File "C:\Program Files\Anaconda3\lib\site-packages\docx\text\paragraph.py", line 37, in add_run run.text = text

File "C:\Program Files\Anaconda3\lib\site-packages\docx\text\run.py", line 163, in text self._r.text = text

File "C:\Program Files\Anaconda3\lib\site-packages\docx\oxml\text\run.py", line 104, in text _RunContentAppender.append_to_run_from_text(self, text)

File "C:\Program Files\Anaconda3\lib\site-packages\docx\oxml\text\run.py", line 134, in append_to_run_from_text appender.add_text(text)

File "C:\Program Files\Anaconda3\lib\site-packages\docx\oxml\text\run.py", line 142, in add_text self.add_char(char)

File "C:\Program Files\Anaconda3\lib\site-packages\docx\oxml\text\run.py", line 156, in add_char elif char in '\r\n':

TypeError: 'in < string >' requires string as left operand, not int

I was trying to scrape a website and write the texts to a MS Word file.

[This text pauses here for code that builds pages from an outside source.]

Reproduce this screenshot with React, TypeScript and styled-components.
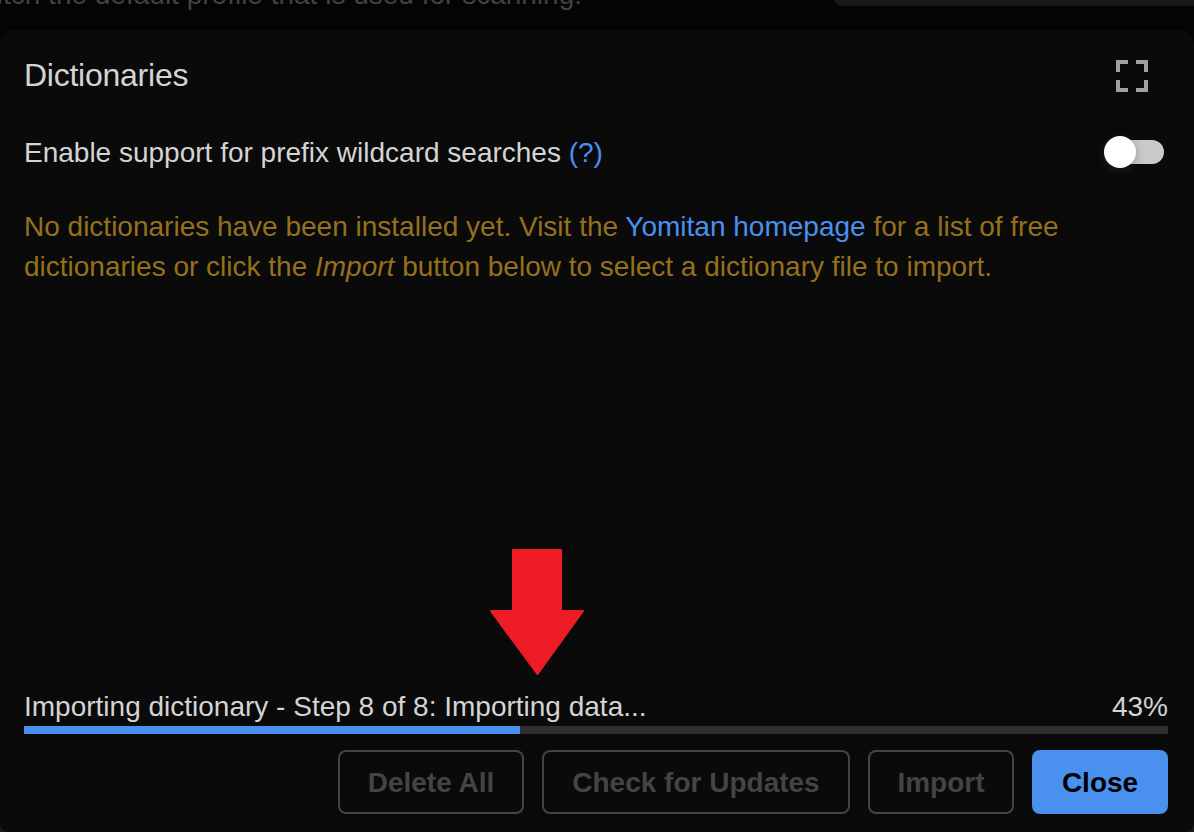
import React, { useState } from 'react';
import styled, { createGlobalStyle } from 'styled-components';

const GlobalStyle = createGlobalStyle`
  * { box-sizing: border-box; }
  body {
    margin: 0;
    background: #040404;
    color: #d4d4d4;
    font-family: "Liberation Sans", Arial, sans-serif;
    font-size: 28px;
    line-height: 40px;
    overflow: hidden;
  }
`;

const Page = styled.div`
  display: flex;
  flex-direction: column;
  height: 832px;
  overflow: hidden;
  background: linear-gradient(#040404 0 800px, #1a1a1a 800px);
`;

const PageStrip = styled.div`
  display: flex;
  justify-content: space-between;
  align-items: flex-end;
  flex: none;
  height: 30px;
  overflow: hidden;
`;

const SettingDescription = styled.div`
  display: flex;
  justify-content: flex-end;
  width: 582px;
  height: 55px;
  color: #424242;
  white-space: nowrap;
`;

const ProfileSelect = styled.div`
  width: 360px;
  height: 64px;
  margin-bottom: 24px;
  border-radius: 8px 0 0 8px;
  background: #191919;
`;

const Modal = styled.section`
  display: flex;
  flex-direction: column;
  height: 802px;
  flex: none;
  border-radius: 14px 14px 8px 8px;
  background: #0a0a0a;
`;

const Header = styled.header`
  display: flex;
  justify-content: space-between;
  align-items: center;
  height: 92px;
  padding: 0 46px 0 24px;
`;

const Title = styled.h1`
  margin: 0;
  padding-bottom: 2px;
  font-size: 32px;
  font-weight: 400;
  letter-spacing: -0.25px;
`;

const IconButton = styled.button`
  display: flex;
  padding: 0;
  border: 0;
  background: none;
  color: #a0a0a0;
`;

const Body = styled.div`
  flex: 1;
  padding: 0 26px 0 24px;
`;

const SettingRow = styled.div`
  display: flex;
  justify-content: space-between;
  align-items: center;
  height: 60px;
  padding-right: 4px;
`;

const SettingLabel = styled.span`
  padding-top: 2px;
`;

const Link = styled.a`
  color: #4a90ee;
  text-decoration: none;
`;

const Track = styled.button<{ $on: boolean }>`
  display: flex;
  align-items: center;
  justify-content: ${(p) => (p.$on ? 'flex-end' : 'flex-start')};
  width: 56px;
  height: 24px;
  padding: 0;
  border: 0;
  border-radius: 12px;
  background: ${(p) => (p.$on ? '#4a90ee' : '#cacaca')};
`;

const Knob = styled.span`
  flex: none;
  width: 32px;
  height: 32px;
  margin: 0 -4px;
  border-radius: 50%;
  background: #fff;
  box-shadow: 0 2px 8px rgba(0, 0, 0, 0.3), 0 2px 8px rgba(255, 255, 255, 0.12);
`;

const Warning = styled.p`
  margin: 25px 0 0;
  color: #95711c;
`;

const Progress = styled.div`
  flex: none;
  padding: 0 26px 0 24px;
`;

const ProgressLabel = styled.div`
  display: flex;
  justify-content: space-between;
  height: 39px;
`;

const ProgressTrack = styled.div`
  height: 8px;
  background: #2f2f2f;
`;

const ProgressBar = styled.div`
  height: 8px;
  background: #4a90ee;
`;

const Footer = styled.footer`
  display: flex;
  justify-content: flex-end;
  gap: 18px;
  padding: 16px 26px 18px;
`;

const Button = styled.button<{ $primary?: boolean; $width: number }>`
  width: ${(p) => p.$width}px;
  height: 64px;
  padding: 2px 0 0;
  border: 2px solid ${(p) => (p.$primary ? '#4a90ee' : '#444')};
  border-radius: 8px;
  background: ${(p) => (p.$primary ? '#4a90ee' : 'transparent')};
  color: ${(p) => (p.$primary ? '#000' : '#444')};
  font: bold 28px "Liberation Sans", Arial, sans-serif;
  white-space: nowrap;
`;

const Pointer = styled.svg`
  position: absolute;
  left: 490px;
  top: 549px;
`;

const percent = 43;

export default function App() {
  const [wildcards, setWildcards] = useState(false);
  return (
    <Page>
      <GlobalStyle />
      <PageStrip>
        <SettingDescription>Switch the default profile that is used for scanning.</SettingDescription>
        <ProfileSelect />
      </PageStrip>
      <Modal>
        <Header>
          <Title>Dictionaries</Title>
          <IconButton aria-label="Expand">
            <svg width="32" height="32" viewBox="0 0 32 32" fill="none" stroke="currentColor" strokeWidth="4">
              <path d="M2 12V2H12M20 2H30V12M30 20V30H20M12 30H2V20" />
            </svg>
          </IconButton>
        </Header>
        <Body>
          <SettingRow>
            <SettingLabel>
              Enable support for prefix wildcard searches <Link>(?)</Link>
            </SettingLabel>
            <Track $on={wildcards} onClick={() => setWildcards(!wildcards)} aria-label="Prefix wildcard searches">
              <Knob />
            </Track>
          </SettingRow>
          <Warning>
            No dictionaries have been installed yet. Visit the <Link>Yomitan homepage</Link> for a list of free
            dictionaries or click the <em>Import</em> button below to select a dictionary file to import.
          </Warning>
        </Body>
        <Progress>
          <ProgressLabel>
            <span>Importing dictionary - Step 8 of 8: Importing data...</span>
            <span>{percent}%</span>
          </ProgressLabel>
          <ProgressTrack>
            <ProgressBar style={{ width: `${percent + 0.36}%` }} />
          </ProgressTrack>
        </Progress>
        <Footer>
          <Button $width={186}>Delete All</Button>
          <Button $width={308}>Check for Updates</Button>
          <Button $width={146}>Import</Button>
          <Button $width={136} $primary>Close</Button>
        </Footer>
      </Modal>
      <Pointer width="94" height="127" viewBox="0 0 94 127">
        <path
          d="M23 1H71V62H93L47.5 125L1 62H23Z"
          fill="#ee1c25"
          stroke="#ee1c25"
          strokeWidth="2"
          strokeLinejoin="round"
        />
      </Pointer>
    </Page>
  );
}
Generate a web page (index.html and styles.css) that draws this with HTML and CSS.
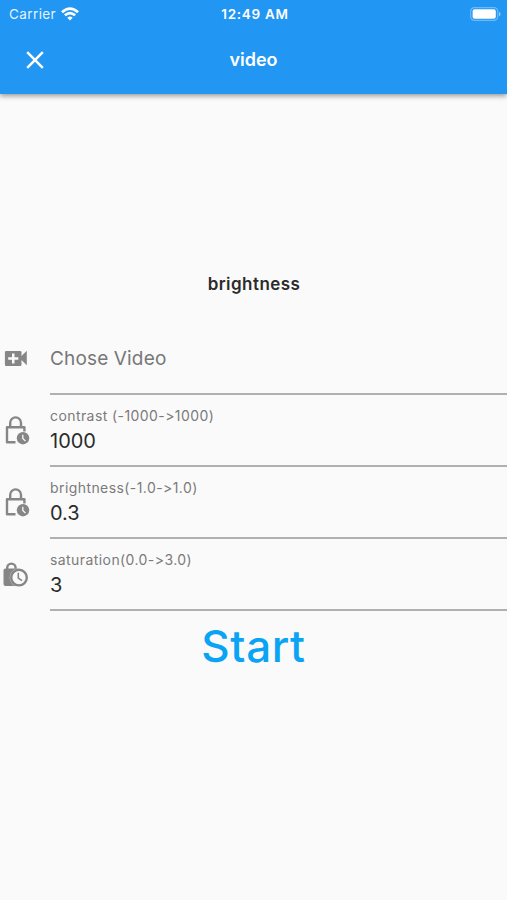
FILE: index.html
```html
<!DOCTYPE html>
<html lang="en">
<head>
<meta charset="utf-8">
<title>video</title>
<link rel="stylesheet" href="styles.css">
</head>
<body>
<header class="top">
  <div class="status">
    <div class="carrier"><span>Carrier</span>
      <svg width="18" height="14" viewBox="0 0 18 14" fill="none" stroke="#fff" stroke-width="2.8"><path d="M1 5.2Q9-2 17 5.2M3.900 8.300Q9 3.900 14.100 8.300"/><path d="M6.300 10.700Q9 8.300 11.700 10.700L9 13.500Z" fill="#fff" stroke="none"/></svg>
    </div>
    <time class="clock">12:49 AM</time>
    <svg class="battery" width="31" height="14" viewBox="0 0 31 14"><rect x=".7" y=".7" width="27" height="12.6" rx="3.6" fill="none" stroke="#fff" stroke-opacity=".35" stroke-width="1.2"/><rect x="2.6" y="2.2" width="23.2" height="9.6" rx="2" fill="#fff"/><path d="M29 4.700c2 .8 2 3.800 0 4.600z" fill="#fff" opacity=".5"/></svg>
  </div>
  <div class="bar">
    <svg class="close" width="18" height="18" viewBox="0 0 18 18" stroke="#fff" stroke-width="2.5"><path d="M1.2 1.2 16.8 16.8M16.8 1.2 1.2 16.8"/></svg>
    <h1 class="title">video</h1>
  </div>
</header>
<main class="content">
  <h2 class="heading">brightness</h2>
  <div class="row">
    <svg class="icon" width="32" height="32" viewBox="0 1 32 32"><path fill="#868686" fill-rule="evenodd" d="M6.200 9h14q1.300 0 1.300 1.300V14l5.300-5.200v14.400L21.500 18v4.700q0 1.300-1.300 1.300h-14q-1.300 0-1.300-1.300V10.300Q4.900 9 6.200 9ZM12 11.500V15.300H8.200v2.500H12v3.800h2.500v-3.800h3.800v-2.500h-3.800v-3.800Z"/></svg>
    <div class="field choose">Chose Video</div>
  </div>
  <div class="row">
    <svg class="icon" width="32" height="32" viewBox="0 0 32 32"><g fill="none" stroke="#868686" stroke-width="2.400" stroke-linejoin="round"><path d="M15.500 27.300H7V12.300h17.400V16.500M10.200 12V7.800a5.400 5.400 0 0 1 10.800 0V12"/></g><circle cx="23" cy="23.200" r="6.200" fill="#868686"/><path d="M22.800 19.700v3.800l2.700 2.600" fill="none" stroke="#fafafa" stroke-width="1.300"/></svg>
    <div class="field"><label class="label">contrast (-1000-&gt;1000)</label><div class="value">1000</div></div>
  </div>
  <div class="row">
    <svg class="icon" width="32" height="32" viewBox="0 0 32 32"><g fill="none" stroke="#868686" stroke-width="2.400" stroke-linejoin="round"><path d="M15.500 27.300H7V12.300h17.400V16.500M10.200 12V7.800a5.400 5.400 0 0 1 10.800 0V12"/></g><circle cx="23" cy="23.200" r="6.200" fill="#868686"/><path d="M22.800 19.700v3.800l2.700 2.600" fill="none" stroke="#fafafa" stroke-width="1.300"/></svg>
    <div class="field"><label class="label">brightness(-1.0-&gt;1.0)</label><div class="value">0.3</div></div>
  </div>
  <div class="row">
    <svg class="icon" width="32" height="32" viewBox="0 0 32 32"><path d="M5.500 9.500h12q2 0 2 2v15.500H5.500q-2 0-2-2V11.500q0-2 2-2Z" fill="#868686"/><path d="M7.200 11V8.800a4.200 4.200 0 0 1 8.400 0V11" fill="none" stroke="#868686" stroke-width="2.400"/><circle cx="19" cy="18.600" r="9.500" fill="#fafafa" opacity=".5"/><circle cx="19" cy="18.600" r="7.800" fill="#fafafa" stroke="#868686" stroke-width="2.400"/><path d="M18.300 13.800v5.300l3.800 2.600" fill="none" stroke="#868686" stroke-width="1.600"/></svg>
    <div class="field"><label class="label">saturation(0.0-&gt;3.0)</label><div class="value">3</div></div>
  </div>
  <button class="start">Start</button>
</main>
</body>
</html>
```
FILE: styles.css
```css
* { box-sizing: border-box; }
body {
  margin: 0;
  min-height: 900px;
  background: #fafafa;
  font-family: Inter, "Liberation Sans", sans-serif;
  color: #2b2b2b;
}
.top {
  height: 94px;
  background: #2196f3;
  color: #fff;
  box-shadow: 0 2px 5px rgba(0, 0, 0, .4);
}
.status {
  height: 27px;
  display: grid;
  grid-template-columns: 1fr auto 1fr;
  align-items: center;
  padding: 0 6px 0 9px;
}
.carrier {
  display: flex;
  align-items: center;
  gap: 5px;
  font-size: 13.5px;
  letter-spacing: .4px;
  color: #e4f3ff;
}
.clock { font-size: 13.5px; font-weight: 600; letter-spacing: .7px; }
.battery { justify-self: end; }
.bar {
  height: 65px;
  display: grid;
  grid-template-columns: 1fr auto 1fr;
  align-items: center;
  padding: 0 26px;
}
.title { margin: 0; font-size: 18px; font-weight: 600; }
.content { display: flex; flex-direction: column; }
.heading {
  margin: 180px 0 28px;
  padding-left: 1px;
  text-align: center;
  font-size: 17px;
  line-height: 21px;
  font-weight: 600;
  letter-spacing: .45px;
}
.row { height: 72px; display: flex; align-items: center; }
.icon { flex: none; margin-right: 18px; }
.field {
  flex: 1;
  height: 72px;
  padding-top: 12px;
  border-bottom: 2px solid #b0b0b0;
}
.choose { padding-top: 24px; font-size: 19px; line-height: 24px; letter-spacing: .15px; color: #777; }
.label { display: block; font-size: 14px; line-height: 17px; letter-spacing: .42px; color: #7b7b7b; }
.value { margin-top: 5px; font-size: 20px; line-height: 24px; }
.start {
  align-self: center;
  margin-top: 8px;
  padding: 0;
  border: 0;
  background: none;
  font: 500 44px/54px Inter, "Liberation Sans", sans-serif;
  letter-spacing: .6px;
  color: #0ba4f4;
}
```
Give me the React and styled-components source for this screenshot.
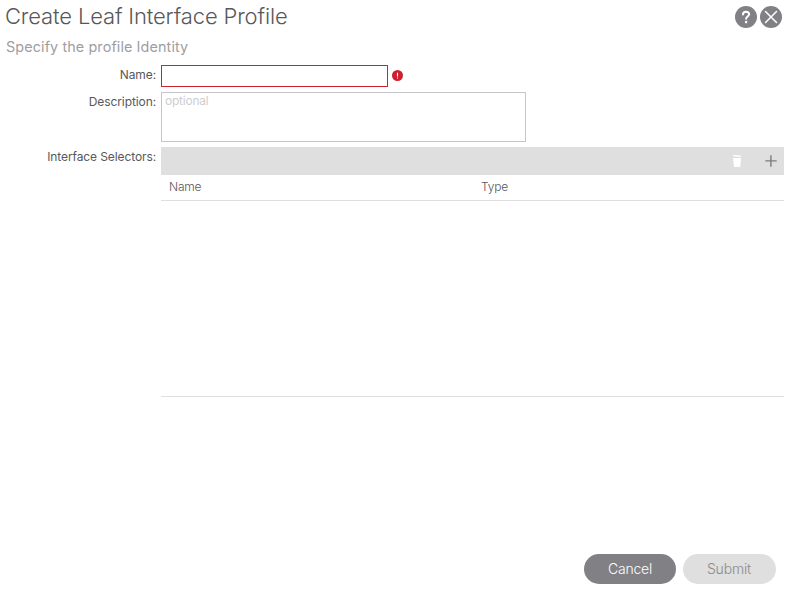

Texts are in local language (Bangla). When I print story on console it prints the whole texts perfectly.

Code

import requests
from docx import Document
from bs4 import BeautifulSoup

url = "some url"
response = requests.get(url)
soup = BeautifulSoup(response.text, "lxml")

story = soup.find("div", {"dir": "ltr"}).get_text().replace("<br />", "\n", len(response.text))

title = "title"
document = Document()
document.add_heading(title, 0)
document.add_paragraph(story.encode("utf-8"))
document.save(title + ".docx")

Solution

  • In Python 3, strings (should) automatically support Unicode, so you don't need to do anything special like encoding-to-UTF-8.

    document.add_paragraph(story)
    #                      ^ just do this directly, no need to call `.encode('utf-8')`
    

    While you can write Unicode characters into the document, the default text rendering engine used by the word processor may not support it. You may need to specify a font to ensure the characters won't become □□□□.

    run = document.add_paragraph(story).add_run()
    font = run.font
    font.name = 'Vrinda'